Rising mechanical engineering senior Ananda Nole recently published a paper on her research work at the National Aeronautics and Space Administration’s Jet Propulsion Laboratory (NASA JPL). Nole’s research will be presented in a paper titled “Dual and Miniaturized Semi-Confocal Fabry-Perot Spectrometers for H2O and HDO Millimeter-Wave Sensing” at the 75th Annual International Symposium for Molecular Spectroscopy in Champaign, Illinois in June.
In collaboration with the science division at NASA JPL, Nole helped develop a millimeter wave spectrometer. A millimeter wave spectrometer uses light waves at varying frequencies to chemically analyze a sample’s molecular vibration.
“Aiding in the development of new technology for detection of life on other planetary surfaces was incredibly rewarding.

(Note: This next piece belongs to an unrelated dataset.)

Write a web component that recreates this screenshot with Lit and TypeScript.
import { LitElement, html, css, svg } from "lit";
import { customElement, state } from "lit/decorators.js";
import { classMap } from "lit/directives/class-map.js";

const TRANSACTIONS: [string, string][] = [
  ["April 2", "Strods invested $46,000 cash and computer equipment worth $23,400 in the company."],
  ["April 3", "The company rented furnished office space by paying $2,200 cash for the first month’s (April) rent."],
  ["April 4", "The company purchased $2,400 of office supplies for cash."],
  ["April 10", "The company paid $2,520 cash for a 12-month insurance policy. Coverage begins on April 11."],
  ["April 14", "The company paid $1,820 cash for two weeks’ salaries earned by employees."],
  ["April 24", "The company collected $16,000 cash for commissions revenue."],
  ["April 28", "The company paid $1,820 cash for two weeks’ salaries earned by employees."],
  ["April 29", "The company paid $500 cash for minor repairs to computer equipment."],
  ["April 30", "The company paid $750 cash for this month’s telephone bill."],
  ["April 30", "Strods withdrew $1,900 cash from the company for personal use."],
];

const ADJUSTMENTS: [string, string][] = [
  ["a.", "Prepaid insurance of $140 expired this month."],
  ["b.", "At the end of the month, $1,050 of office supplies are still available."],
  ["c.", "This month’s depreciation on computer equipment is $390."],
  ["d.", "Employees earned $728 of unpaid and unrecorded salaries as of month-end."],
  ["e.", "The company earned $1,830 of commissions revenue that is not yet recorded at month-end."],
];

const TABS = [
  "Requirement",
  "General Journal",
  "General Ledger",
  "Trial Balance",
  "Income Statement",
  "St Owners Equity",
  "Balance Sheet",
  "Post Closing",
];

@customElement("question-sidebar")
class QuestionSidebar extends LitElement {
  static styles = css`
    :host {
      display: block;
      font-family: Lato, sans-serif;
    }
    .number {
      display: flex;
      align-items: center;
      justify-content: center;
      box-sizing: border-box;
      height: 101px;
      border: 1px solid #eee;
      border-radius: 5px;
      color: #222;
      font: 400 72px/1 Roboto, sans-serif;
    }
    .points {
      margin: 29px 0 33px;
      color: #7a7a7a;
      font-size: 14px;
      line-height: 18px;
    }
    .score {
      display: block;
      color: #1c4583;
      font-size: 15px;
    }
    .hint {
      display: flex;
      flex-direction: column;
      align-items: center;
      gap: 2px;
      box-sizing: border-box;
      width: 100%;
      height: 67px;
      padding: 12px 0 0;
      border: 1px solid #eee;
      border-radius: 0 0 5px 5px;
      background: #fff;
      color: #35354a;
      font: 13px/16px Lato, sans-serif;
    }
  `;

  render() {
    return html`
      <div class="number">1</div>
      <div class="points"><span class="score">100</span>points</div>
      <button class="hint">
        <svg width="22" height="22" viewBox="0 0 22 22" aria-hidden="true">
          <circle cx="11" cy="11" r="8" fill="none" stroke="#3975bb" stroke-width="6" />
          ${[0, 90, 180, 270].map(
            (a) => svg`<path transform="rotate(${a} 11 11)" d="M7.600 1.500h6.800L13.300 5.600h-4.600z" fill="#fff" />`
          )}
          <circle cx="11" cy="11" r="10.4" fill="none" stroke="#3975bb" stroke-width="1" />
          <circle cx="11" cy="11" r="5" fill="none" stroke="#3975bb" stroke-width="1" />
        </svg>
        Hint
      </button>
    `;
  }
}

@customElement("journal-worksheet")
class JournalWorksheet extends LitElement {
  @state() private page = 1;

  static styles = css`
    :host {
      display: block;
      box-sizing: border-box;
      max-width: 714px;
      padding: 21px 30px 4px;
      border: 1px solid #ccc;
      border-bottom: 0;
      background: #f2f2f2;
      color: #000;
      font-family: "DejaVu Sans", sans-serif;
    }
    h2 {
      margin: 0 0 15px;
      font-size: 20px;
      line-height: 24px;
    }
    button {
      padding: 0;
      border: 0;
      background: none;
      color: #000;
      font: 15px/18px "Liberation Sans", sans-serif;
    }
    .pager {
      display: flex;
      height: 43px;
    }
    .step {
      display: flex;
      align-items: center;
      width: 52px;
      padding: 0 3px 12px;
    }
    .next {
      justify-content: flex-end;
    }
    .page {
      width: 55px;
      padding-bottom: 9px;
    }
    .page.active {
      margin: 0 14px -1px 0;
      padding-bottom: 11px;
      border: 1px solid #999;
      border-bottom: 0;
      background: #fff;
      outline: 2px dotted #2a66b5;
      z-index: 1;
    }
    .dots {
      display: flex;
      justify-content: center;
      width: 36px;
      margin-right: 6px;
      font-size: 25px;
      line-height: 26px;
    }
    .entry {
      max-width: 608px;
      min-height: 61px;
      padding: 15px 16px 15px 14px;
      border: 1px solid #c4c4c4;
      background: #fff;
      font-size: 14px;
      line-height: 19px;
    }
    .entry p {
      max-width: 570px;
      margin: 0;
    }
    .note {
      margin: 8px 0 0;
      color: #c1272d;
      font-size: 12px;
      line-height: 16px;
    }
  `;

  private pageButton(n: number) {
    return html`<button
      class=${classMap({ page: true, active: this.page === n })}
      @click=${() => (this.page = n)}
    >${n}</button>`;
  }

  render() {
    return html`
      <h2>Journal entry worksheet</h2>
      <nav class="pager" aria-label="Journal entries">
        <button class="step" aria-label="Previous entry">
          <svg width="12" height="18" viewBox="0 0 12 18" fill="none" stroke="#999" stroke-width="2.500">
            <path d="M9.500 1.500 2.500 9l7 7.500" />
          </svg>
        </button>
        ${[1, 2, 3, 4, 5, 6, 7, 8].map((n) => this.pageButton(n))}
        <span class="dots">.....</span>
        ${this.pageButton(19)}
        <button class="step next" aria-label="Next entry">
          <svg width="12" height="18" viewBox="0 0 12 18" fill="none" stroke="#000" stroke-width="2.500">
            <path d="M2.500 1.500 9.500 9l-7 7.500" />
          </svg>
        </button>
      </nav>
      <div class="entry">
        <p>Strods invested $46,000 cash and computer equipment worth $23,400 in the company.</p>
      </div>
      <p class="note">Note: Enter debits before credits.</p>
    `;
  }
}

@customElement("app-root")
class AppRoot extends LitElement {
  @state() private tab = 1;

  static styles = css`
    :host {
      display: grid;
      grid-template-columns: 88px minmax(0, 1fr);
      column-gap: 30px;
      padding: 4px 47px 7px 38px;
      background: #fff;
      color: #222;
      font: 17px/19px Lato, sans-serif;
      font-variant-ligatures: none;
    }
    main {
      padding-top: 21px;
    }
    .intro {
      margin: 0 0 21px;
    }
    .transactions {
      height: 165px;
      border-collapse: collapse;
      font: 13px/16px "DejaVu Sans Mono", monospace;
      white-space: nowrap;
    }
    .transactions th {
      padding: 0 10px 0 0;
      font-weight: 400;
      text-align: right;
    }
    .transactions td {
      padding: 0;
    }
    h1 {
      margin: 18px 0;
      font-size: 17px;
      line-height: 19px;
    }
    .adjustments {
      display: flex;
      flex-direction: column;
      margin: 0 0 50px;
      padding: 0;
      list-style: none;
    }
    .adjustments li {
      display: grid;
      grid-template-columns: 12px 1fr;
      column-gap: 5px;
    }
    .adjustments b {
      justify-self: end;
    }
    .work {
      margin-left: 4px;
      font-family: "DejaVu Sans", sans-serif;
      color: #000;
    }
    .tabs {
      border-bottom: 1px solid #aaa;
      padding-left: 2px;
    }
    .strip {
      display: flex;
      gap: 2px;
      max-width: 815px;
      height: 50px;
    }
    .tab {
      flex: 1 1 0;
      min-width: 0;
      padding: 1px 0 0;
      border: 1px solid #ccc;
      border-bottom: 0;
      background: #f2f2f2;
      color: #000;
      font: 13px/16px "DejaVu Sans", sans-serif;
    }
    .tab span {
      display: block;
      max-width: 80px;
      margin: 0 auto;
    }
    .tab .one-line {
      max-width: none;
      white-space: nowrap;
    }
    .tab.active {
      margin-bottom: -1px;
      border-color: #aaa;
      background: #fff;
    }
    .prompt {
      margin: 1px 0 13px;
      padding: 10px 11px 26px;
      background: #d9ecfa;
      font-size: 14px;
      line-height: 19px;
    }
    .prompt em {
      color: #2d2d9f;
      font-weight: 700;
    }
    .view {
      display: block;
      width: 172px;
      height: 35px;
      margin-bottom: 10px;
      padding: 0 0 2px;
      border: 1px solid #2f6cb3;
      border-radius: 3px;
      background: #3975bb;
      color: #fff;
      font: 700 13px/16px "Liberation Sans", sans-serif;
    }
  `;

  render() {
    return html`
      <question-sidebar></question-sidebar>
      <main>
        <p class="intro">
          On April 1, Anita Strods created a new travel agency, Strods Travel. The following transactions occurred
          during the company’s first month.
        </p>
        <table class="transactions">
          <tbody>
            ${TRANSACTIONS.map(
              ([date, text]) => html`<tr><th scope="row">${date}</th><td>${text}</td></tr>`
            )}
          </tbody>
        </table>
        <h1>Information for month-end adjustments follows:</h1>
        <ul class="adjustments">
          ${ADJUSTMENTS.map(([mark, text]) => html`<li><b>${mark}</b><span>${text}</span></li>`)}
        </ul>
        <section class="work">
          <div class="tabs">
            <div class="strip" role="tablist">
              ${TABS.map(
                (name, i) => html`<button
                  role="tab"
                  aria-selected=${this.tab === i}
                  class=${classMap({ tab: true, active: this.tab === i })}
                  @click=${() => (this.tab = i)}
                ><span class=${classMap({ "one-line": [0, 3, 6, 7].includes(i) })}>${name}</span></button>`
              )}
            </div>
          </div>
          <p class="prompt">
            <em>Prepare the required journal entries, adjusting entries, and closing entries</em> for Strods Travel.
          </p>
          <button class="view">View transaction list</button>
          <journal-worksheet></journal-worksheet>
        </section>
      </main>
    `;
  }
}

To know that I have made a contribution to both the worlds of science and engineering at an undergraduate level will be an accomplishment I will always treasure,” said Nole.
Nole’s work was instrumental in that she developed an integral component for thermal regulation of the circuit boards, which she designed using computer-aided design (CAD). A heatsink board that contacts the regulators of a circuit board to draw heat away from the highly sensitive electrical components, the component was fabricated in the lab for direct implementation.
As an aspiring mechanical engineer, Nole has been able to creatively solve problems and “push the boundaries of what is possible” along the way. Passionate about math from her early years, and introduced to CAD and physics in high school, Nole discovered that mechanical engineering incorporated these areas and allowed for her to further explore her love for art and technology.
The quality of her work at NASA JPL prompted an extension of her internship, during which she designed a casing for the spectrometer. She then integrated the spectrometer and casing into the design of a robot used for planetary exploration. Nole is grateful for the opportunity to work with a team of engineers and scientists on projects that may result in world changing discoveries.
This summer Nole plans to intern with Pratt and Whitney’s airfoil team as a mechanical design engineer. Nole was also elected by her peers to serve as Miss College of Engineering and Architecture for AY 2021-2022.